BANNING RALLIES, SHRINKING THE PUBLIC SQUARE
The opposition’s right to meet exists on paper, yet Sishuwa catalogs how the police have repeatedly blocked rallies while the President campaigns freely. The Inspector General’s justification, that the ruling party might attack the opposition, is an admission that law enforcement is being used to keep challengers off the field. Sishuwa quotes Socialist Party’s Cosmas Musumali to underline the betrayal of promises to expand civic space, and he reminds us that big rallies have historically signaled elite courage in courts and institutions. Silencing the square is not incidental, it is strategic.

PACKING THE ECZ, REWRITING THE RULEBOOK MIDSTREAM
Sishuwa notes the removal of a respected ECZ leadership that managed the 2021 poll, the appointment of the President’s former personal lawyer as chair, and the elevation of another ruling party supporter as commissioner. He then shows how new nomination conditions, like party adoption certificates that track the Registrar’s favored lineup, become chokepoints to exclude opponents. This is how a competitive arena is converted into a controlled track, rigged by procedures that look technical but bite politically.

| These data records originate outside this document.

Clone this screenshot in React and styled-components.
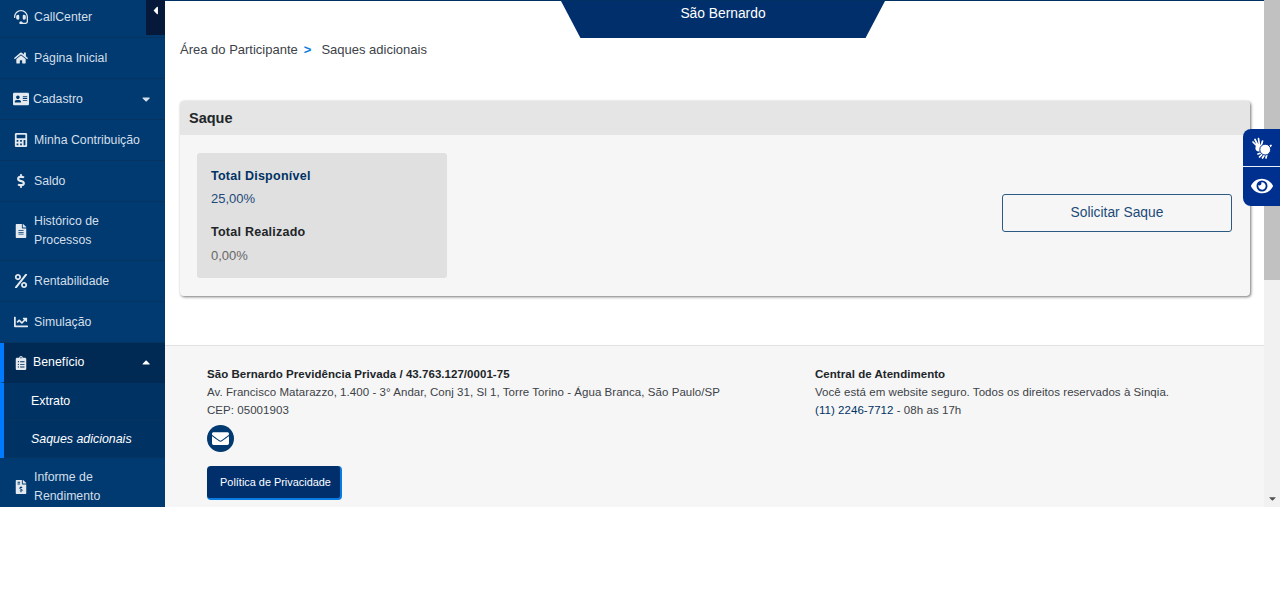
import React from "react";
import styled, { createGlobalStyle } from "styled-components";
import {
  FaHeadset,
  FaHome,
  FaAddressCard,
  FaCalculator,
  FaDollarSign,
  FaFileAlt,
  FaPercent,
  FaChartLine,
  FaClipboardList,
  FaFileInvoiceDollar,
  FaCaretDown,
  FaCaretUp,
  FaCaretLeft,
  FaEye,
  FaEnvelope
} from "react-icons/fa";

const GlobalStyle = createGlobalStyle`
  html, body {
    margin: 0;
    background: #fff;
    font-family: "Liberation Sans", Arial, sans-serif;
  }
`;

const Shell = styled.div`
  display: flex;
  height: 507px;
  overflow: hidden;
  position: relative;
`;

const Sidebar = styled.nav`
  background: #003a70;
  flex: 0 0 165px;
  overflow: hidden;
  position: relative;
`;

const MenuList = styled.div`
  display: flex;
  flex-direction: column;
  margin-top: -3px;
`;

const MenuRow = styled.div`
  align-items: center;
  background: ${props => (props.active ? "#002a54" : "transparent")};
  border-bottom: 1px solid ${props => (props.active ? "#002a54" : "#04345f")};
  border-left: ${props => (props.active ? "4px solid #007bff" : "none")};
  box-sizing: border-box;
  color: ${props => (props.active ? "#fff" : "#d4dfe9")};
  display: flex;
  font-size: 12.3px;
  height: ${props => (props.tall ? "59px" : props.active ? "40px" : "41px")};
  line-height: 19px;
  padding-left: ${props => (props.active ? "10px" : "14px")};
  padding-right: 13px;
`;

const MenuIcon = styled.span`
  color: #e3e9ef;
  display: flex;
  flex: 0 0 ${props => (props.active ? "19px" : "20px")};
  font-size: ${props => (props.wide ? "16px" : "14px")};
  margin-left: ${props => (props.wide ? "-1px" : "0")};
`;

const MenuLabel = styled.span`
  flex: 1;
`;

const SubRow = styled.div`
  align-items: center;
  background: #003264;
  border-left: 4px solid #007bff;
  box-shadow: inset 0 -1px #04345f;
  box-sizing: border-box;
  color: #fff;
  display: flex;
  font-size: 12.4px;
  font-style: ${props => (props.current ? "italic" : "normal")};
  height: ${props => (props.current ? "37px" : "38px")};
  padding-bottom: 2px;
  padding-left: 27px;
`;

const CollapseTab = styled.button`
  align-items: center;
  background: #06193a;
  border: none;
  color: #fff;
  display: flex;
  font-size: 13px;
  height: 35px;
  justify-content: center;
  padding: 0 0 14px;
  position: absolute;
  right: 0;
  top: 0;
  width: 19px;
`;

const Main = styled.main`
  border-top: 1px solid #003264;
  flex: 1;
  min-width: 0;
`;

const BannerRow = styled.div`
  display: flex;
  padding-left: 396px;
`;

const Banner = styled.div`
  background: #002f6c;
  clip-path: polygon(0 0, 100% 0, 94% 100%, 6% 100%);
  color: #fff;
  font-size: 13.8px;
  height: 37px;
  line-height: 26px;
  text-align: center;
  width: 324px;
`;

const Breadcrumb = styled.div`
  color: #3c4248;
  display: flex;
  font-size: 13px;
  height: 24px;
  line-height: 23px;
  padding: 0 0 0 15px;
  margin-bottom: 39px;
`;

const CrumbSeparator = styled.span`
  color: #0a7be0;
  font-weight: bold;
  padding: 0 10px 0 6px;
`;

const Card = styled.section`
  background: #f6f6f6;
  border-radius: 4px;
  box-shadow: 1px 1px 3px rgba(0, 0, 0, 0.55);
  margin: 0 14px 49px 15px;
`;

const CardHeader = styled.h2`
  background: #e5e5e5;
  border-radius: 4px 4px 0 0;
  color: #212529;
  font-size: 14.5px;
  height: 34px;
  line-height: 34px;
  margin: 0;
  padding-left: 9px;
`;

const CardBody = styled.div`
  align-items: center;
  display: flex;
  height: 161px;
  justify-content: space-between;
  padding: 0 18px 0 17px;
`;

const TotalsBox = styled.div`
  background: #e0e0e0;
  border-radius: 3px;
  box-sizing: border-box;
  height: 125px;
  padding: 14px 14px;
  width: 250px;
`;

const TotalTitle = styled.div`
  color: ${props => (props.accent ? "#003264" : "#212529")};
  font-size: 12.5px;
  font-weight: bold;
  letter-spacing: 0.25px;
  line-height: 18px;
`;

const TotalValue = styled.div`
  color: ${props => (props.accent ? "#1c4a78" : "#666")};
  font-size: 13px;
  line-height: 20px;
  margin: ${props => (props.accent ? "4px 0 14px" : "5px 0 0")};
`;

const RequestButton = styled.button`
  background: transparent;
  border: 1px solid #2d5a82;
  border-radius: 3px;
  color: #1c4a78;
  font-family: inherit;
  font-size: 13.8px;
  height: 38px;
  margin-bottom: 5px;
  padding: 0 0 2px;
  width: 230px;
`;

const Footer = styled.footer`
  background: #f6f6f6;
  border-top: 1px solid #e2e2e2;
  display: grid;
  font-size: 11.5px;
  grid-template-columns: 608px 1fr;
  height: 170px;
  padding: 19px 0 0 42px;
  color: #3c4248;
  line-height: 18px;
`;

const FooterTitle = styled.div`
  color: #212529;
  font-weight: bold;
  letter-spacing: 0.04px;
`;

const FooterText = styled.div`
  letter-spacing: 0.05px;
`;

const PhoneLink = styled.span`
  color: #003264;
`;

const MailBadge = styled.span`
  align-items: center;
  background: #003a70;
  border-radius: 50%;
  color: #fff;
  display: flex;
  font-size: 17px;
  height: 27px;
  justify-content: center;
  margin: 6px 0 14px;
  width: 27px;
`;

const PrivacyButton = styled.button`
  background: #002f6c;
  border: none;
  border-bottom: 2px solid #0a7be0;
  border-radius: 4px;
  border-right: 2px solid #0a7be0;
  color: #fff;
  display: block;
  font-family: inherit;
  font-size: 10.9px;
  height: 34px;
  padding: 0 0 0 4px;
  width: 135px;
`;

const ScrollTrack = styled.div`
  background: #f1f1f1;
  display: flex;
  flex: 0 0 16px;
  flex-direction: column;
  justify-content: space-between;
`;

const ScrollThumb = styled.div`
  background: #c1c1c1;
  height: 280px;
`;

const ScrollArrow = styled.span`
  color: #505050;
  display: flex;
  font-size: 11px;
  height: 17px;
  justify-content: center;
  align-items: center;
`;

const FloatingTools = styled.div`
  background: #00308f;
  border-radius: 8px 0 0 8px;
  color: #fff;
  display: flex;
  flex-direction: column;
  overflow: hidden;
  position: absolute;
  right: 0;
  top: 129px;
  width: 37px;
`;

const ToolButton = styled.div`
  align-items: center;
  border-bottom: ${props => (props.first ? "1px solid #e8eef5" : "none")};
  box-sizing: border-box;
  display: flex;
  font-size: 22px;
  height: ${props => (props.first ? "38px" : "39px")};
  justify-content: center;
  padding-bottom: ${props => (props.first ? "0" : "1px")};
`;

// sign language hands, no package has this one with the splayed fingers
const SignHands = () => (
  <svg width="20" height="22" viewBox="0 0 20 22">
    <g stroke="#fff" strokeWidth="1.7" strokeLinecap="round" fill="none">
      <path d="M5.5 9.5 1 5M6 8.5 3 2.5M7.5 8.5 6.5 1.5M9 9.5 10.5 4" />
      <path d="M10 15.5 6 17M11 16.5 7.5 20M13 17 10.5 21M15 16.5 14 21M16.5 10.5 19 8.5" />
    </g>
    <circle cx="6.8" cy="11" r="3.4" fill="#fff" />
    <circle cx="13.2" cy="12.6" r="5.4" fill="#fff" stroke="#00308f" strokeWidth="1" />
  </svg>
);

const menuTop = [
  { label: "CallCenter", icon: <FaHeadset /> },
  { label: "Página Inicial", icon: <FaHome /> },
  { label: "Cadastro", icon: <FaAddressCard />, caret: true, wide: true },
  { label: "Minha Contribuição", icon: <FaCalculator /> },
  { label: "Saldo", icon: <FaDollarSign /> },
  { label: "Histórico de Processos", icon: <FaFileAlt />, tall: true },
  { label: "Rentabilidade", icon: <FaPercent /> },
  { label: "Simulação", icon: <FaChartLine /> }
];

const App = () => (
  <Shell>
    <GlobalStyle />
    <Sidebar>
      <MenuList>
        {menuTop.map(({ label, icon, caret, tall, wide }) => (
          <MenuRow key={label} tall={tall}>
            <MenuIcon wide={wide}>{icon}</MenuIcon>
            <MenuLabel>{label}</MenuLabel>
            {caret && <FaCaretDown />}
          </MenuRow>
        ))}
        <MenuRow active>
          <MenuIcon active>
            <FaClipboardList />
          </MenuIcon>
          <MenuLabel>Benefício</MenuLabel>
          <FaCaretUp />
        </MenuRow>
        <SubRow>Extrato</SubRow>
        <SubRow current>Saques adicionais</SubRow>
        <MenuRow tall>
          <MenuIcon>
            <FaFileInvoiceDollar />
          </MenuIcon>
          <MenuLabel>Informe de Rendimento</MenuLabel>
        </MenuRow>
      </MenuList>
      <CollapseTab>
        <FaCaretLeft />
      </CollapseTab>
    </Sidebar>
    <Main>
      <BannerRow>
        <Banner>São Bernardo</Banner>
      </BannerRow>
      <Breadcrumb>
        Área do Participante
        <CrumbSeparator>&gt;</CrumbSeparator>
        Saques adicionais
      </Breadcrumb>
      <Card>
        <CardHeader>Saque</CardHeader>
        <CardBody>
          <TotalsBox>
            <TotalTitle accent>Total Disponível</TotalTitle>
            <TotalValue accent>25,00%</TotalValue>
            <TotalTitle>Total Realizado</TotalTitle>
            <TotalValue>0,00%</TotalValue>
          </TotalsBox>
          <RequestButton>Solicitar Saque</RequestButton>
        </CardBody>
      </Card>
      <Footer>
        <div>
          <FooterTitle>São Bernardo Previdência Privada / 43.763.127/0001-75</FooterTitle>
          <FooterText>
            Av. Francisco Matarazzo, 1.400 - 3° Andar, Conj 31, Sl 1, Torre Torino - Água Branca, São Paulo/SP
          </FooterText>
          <FooterText>CEP: 05001903</FooterText>
          <MailBadge>
            <FaEnvelope />
          </MailBadge>
          <PrivacyButton>Política de Privacidade</PrivacyButton>
        </div>
        <div>
          <FooterTitle>Central de Atendimento</FooterTitle>
          <FooterText>Você está em website seguro. Todos os direitos reservados à Sinqia.</FooterText>
          <FooterText>
            <PhoneLink>(11) 2246-7712</PhoneLink> - 08h as 17h
          </FooterText>
        </div>
      </Footer>
    </Main>
    <ScrollTrack>
      <ScrollThumb />
      <ScrollArrow>
        <FaCaretDown />
      </ScrollArrow>
    </ScrollTrack>
    <FloatingTools>
      <ToolButton first>
        <SignHands />
      </ToolButton>
      <ToolButton>
        <FaEye />
      </ToolButton>
    </FloatingTools>
  </Shell>
);

export default App;
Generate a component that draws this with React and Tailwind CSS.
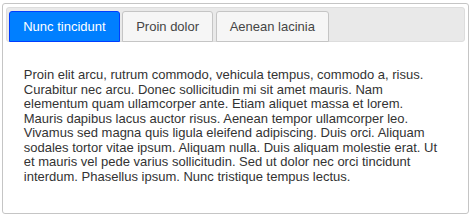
const lines = [
  "Proin elit arcu, rutrum commodo, vehicula tempus, commodo a, risus.",
  "Curabitur nec arcu. Donec sollicitudin mi sit amet mauris. Nam",
  "elementum quam ullamcorper ante. Etiam aliquet massa et lorem.",
  "Mauris dapibus lacus auctor risus. Aenean tempor ullamcorper leo.",
  "Vivamus sed magna quis ligula eleifend adipiscing. Duis orci. Aliquam",
  "sodales tortor vitae ipsum. Aliquam nulla. Duis aliquam molestie erat. Ut",
  "et mauris vel pede varius sollicitudin. Sed ut dolor nec orci tincidunt",
  "interdum. Phasellus ipsum. Nunc tristique tempus lectus.",
];

export default function App() {
  const tabBase =
    "mr-[2.6px] mt-[1px] mb-[-1px] pb-[1px] rounded-t-[3px] border";
  return (
    <div
      className="pl-[2px] pt-[3px] w-[469px]"
      style={{ fontFamily: '"Liberation Sans", Arial, sans-serif' }}
    >
      <div className="border border-[#c5c5c5] rounded-[3px] p-[2.6px] text-[13px] bg-white">
        <ul className="flex bg-[#e9e9e9] border border-[#dddddd] rounded-[3px] pt-[2.6px] px-[2.6px] m-0 list-none">
          <li className={`${tabBase} bg-[#007fff] border-[#003eff]`}>
            <span className="block px-[13px] py-[6.5px] text-white leading-[15px]">
              Nunc tincidunt
            </span>
          </li>
          <li className={`${tabBase} bg-[#f6f6f6] border-[#c5c5c5]`}>
            <span className="block px-[13px] py-[6.5px] text-[#454545] leading-[15px]">
              Proin dolor
            </span>
          </li>
          <li className={`${tabBase} bg-[#f6f6f6] border-[#c5c5c5]`}>
            <span className="block px-[13px] py-[6.5px] text-[#454545] leading-[15px]">
              Aenean lacinia
            </span>
          </li>
        </ul>
        <div className="px-[18.2px] py-[13px]">
          <p className="my-[13px] text-[#333333] leading-[14.5px]">
            {lines.map((l, i) => (
              <span key={i} className="block whitespace-nowrap">
                {l}
              </span>
            ))}
          </p>
        </div>
      </div>
    </div>
  );
}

RECONSTITUTING COURTS TO PRE-BAKE OUTCOMES
According to Sishuwa, Hichilema stacked superior courts, transferred magistrates, and then flooded opposition leaders with criminal charges that keep them in court or in custody as the election nears. He warns that convictions timed before nominations could allow the electoral body to strike candidates off the ballot. He further explains how changes at the Constitutional Court, including adding more judges and installing a friendly deputy president who assigns panels, create a pipeline where cases can be rigged from the start by panel composition. In his words, if a sitting president can both rig an election and control the court that hears the petition, it becomes near impossible to remove him lawfully.

BILL 7 AS THE CROWN JEWEL OF ENTRENCHMENT
Sishuwa calls out Bill 7 as a vehicle to legalize the use of public resources in campaigns, redraw constituencies to advantage the ruling party, and, critically, to weaken Article 52 safeguards that allow courts to disqualify corrupt candidates at nomination stage. He reports that the Constitutional Court ruled the process unconstitutional, yet ruling figures vowed to reintroduce it. He cites allegations of cash inducements to MPs to back the Bill. This is not reform, it is a fix, and it matches the behavior of a machine seeking legal cover for political ends.

THE PATTERN THAT NAMES ITSELF
No single act proves intent, but patterns do. Capture the opposition’s legal identity, block its rallies, seed the electoral body with loyalists, stack the courts, criminalize rivals, and change the constitution to close the last escape hatches. Sishuwa’s analysis reads like an indictment of methods, not just motives. It is the architecture of authoritarian consolidation executed one file, one transfer, one ruling, one guideline at a time.

The language may sound severe, yet it describes what many citizens now feel. A party that treats the state as a private instrument, that bends the law to preselect winners and disqualify opponents, that purchases constitutional change to avoid accountability, is not acting like a democratic competitor. It is acting like an enterprise built to control outcomes, extract advantage, and inoculate itself against alternation of power.

WHAT MUST BE DONE
First, name the pattern, as Sishuwa has done. Second, defend the non-negotiables, equal access to nominations, neutral policing of assembly, an ECZ trusted by all sides, and courts assigned by transparent rules. Third, raise the civil cost of constitutional vandalism. Any new Bill must be preceded by genuine consultation, independently audited drafting, and publication of line-by-line effects before it ever reaches the Order Paper. Fourth, center civic vigilance, professional bodies, churches, unions, student groups, and businesses must insist that 2026 happens under rules that either side would accept if they were in opposition.

Dr. Sishuwa Sishuwa ends with a warning that frustration bred by load shedding, rising costs, and eroded trust could spill into undemocratic channels. He is right. When lawful competition is strangled, people look elsewhere. The surest way to keep peace is to restore fair play.

If the UPND rejects that path and continues the program Sishuwa describes, it will have confirmed what many now fear, that it is not governing a democracy, it is ending one.